In response to concerns regarding the intentional release of captive-raised deer into the wild in Alabama, Conservation Commissioner N. Gunter Guy Jr. signed an emergency regulation prohibiting the practice effective December 7.
Earlier this year, a group in central Alabama sought to enhance local deer population genetics through the introduction of commercially-raised deer from licensed Alabama game breeders. Game breeders are legally permitted to raise deer in captivity and selectively produce animals with preferred traits such as larger antlers.
These animals are normally sold to fenced hunting enclosures, which restricts their interactions with deer outside the enclosures. The new regulation does not restrict the release of captive-raised deer into hunting enclosures.

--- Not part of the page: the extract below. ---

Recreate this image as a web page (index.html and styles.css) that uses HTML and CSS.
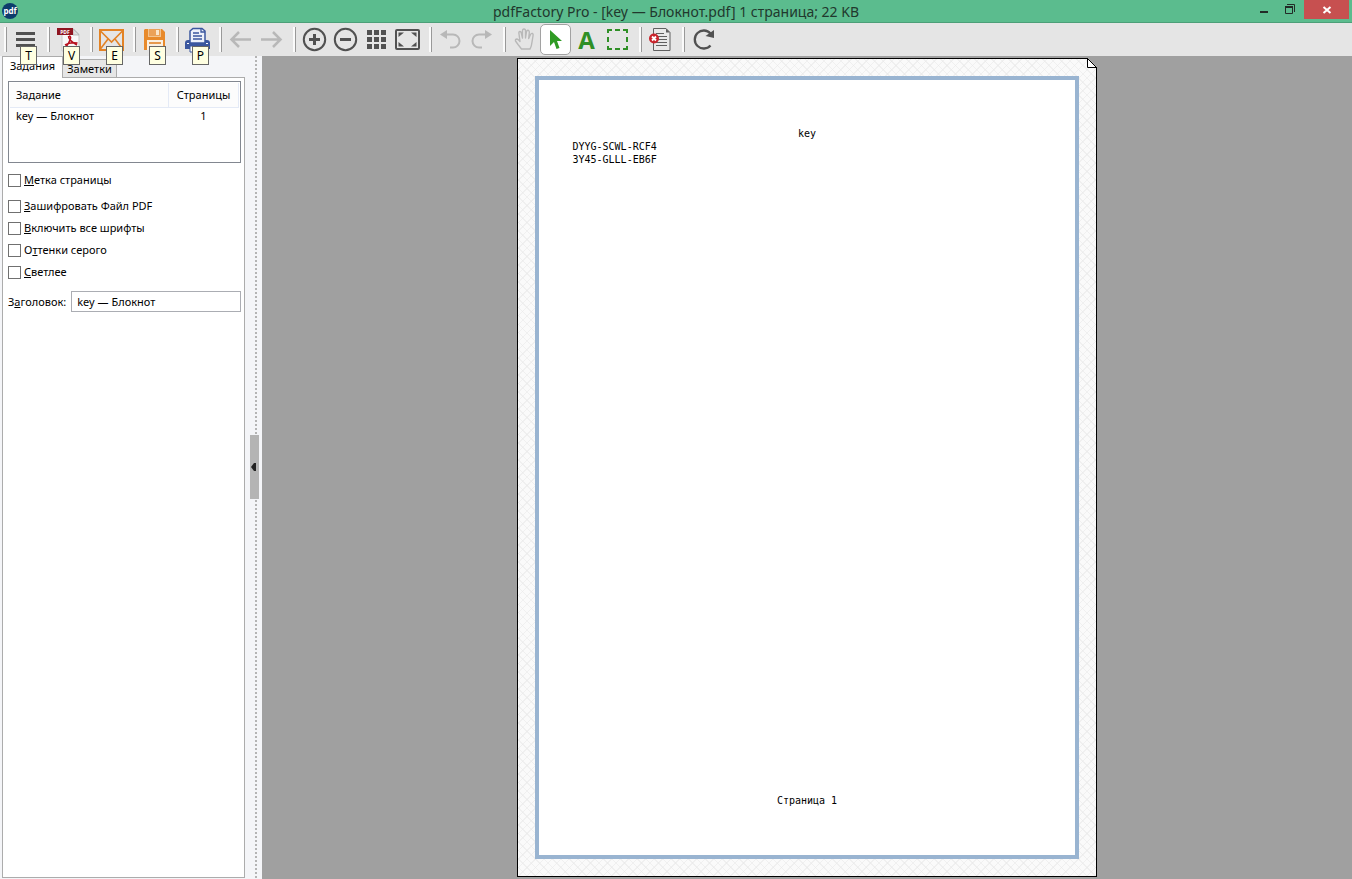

Previous Alabama law did not address the introduction of these captive-raised animals to areas outside of enclosures. While the prospect of increasing antler size through genetic augmentation is appealing to many hunters, officials with the Alabama Department of Conservation and Natural Resources have concerns about the practice.
“Our agency is responsible for the sustainability of the state’s wildlife resources,” said Commissioner Guy. “Therefore, we are obligated to use caution before allowing such activity to occur. Further review of this concept by the Conservation Advisory Board, which meets February 9, 2013, is warranted before taking further action on this issue.”
When the Marengo County group announced its intentions – the county is southwest of Montgomery, in south-central Alabama – the Quality Deer Management Association made this statement encouraging the group not to release any deer.
“Releasing captive-bred, farm-raised deer carries significant risks for wild deer, and that’s why QDMA opposes this project, and why it’s illegal in nearly every state,” said QDMA CEO and wildlife biologist Brian Murphy in the statement.
“I was shocked to learn that Alabama does not have a law that prevents what is being proposed in Marengo County,” Murphy said in that statement. “Across the nation, wildlife and agricultural agencies have stringent requirements to keep captive deer behind fences because of their potential risks to wild deer. Captive deer have the potential to carry diseases or parasites not present in wild populations, some of them deadly.”
Proponents of the project said they didn’t believe it was an issue, and other reports here and here gave some insight. Westervelt land company requested a meeting with Alabama DCNR officials in October, as did the Marengo folks wanting to release the bucks.
State Conservation Department officials met with both groups. As noted by the commissioner, further study of this issue is being done by members of the state’s Conservation Advisory Board, which will meet in February.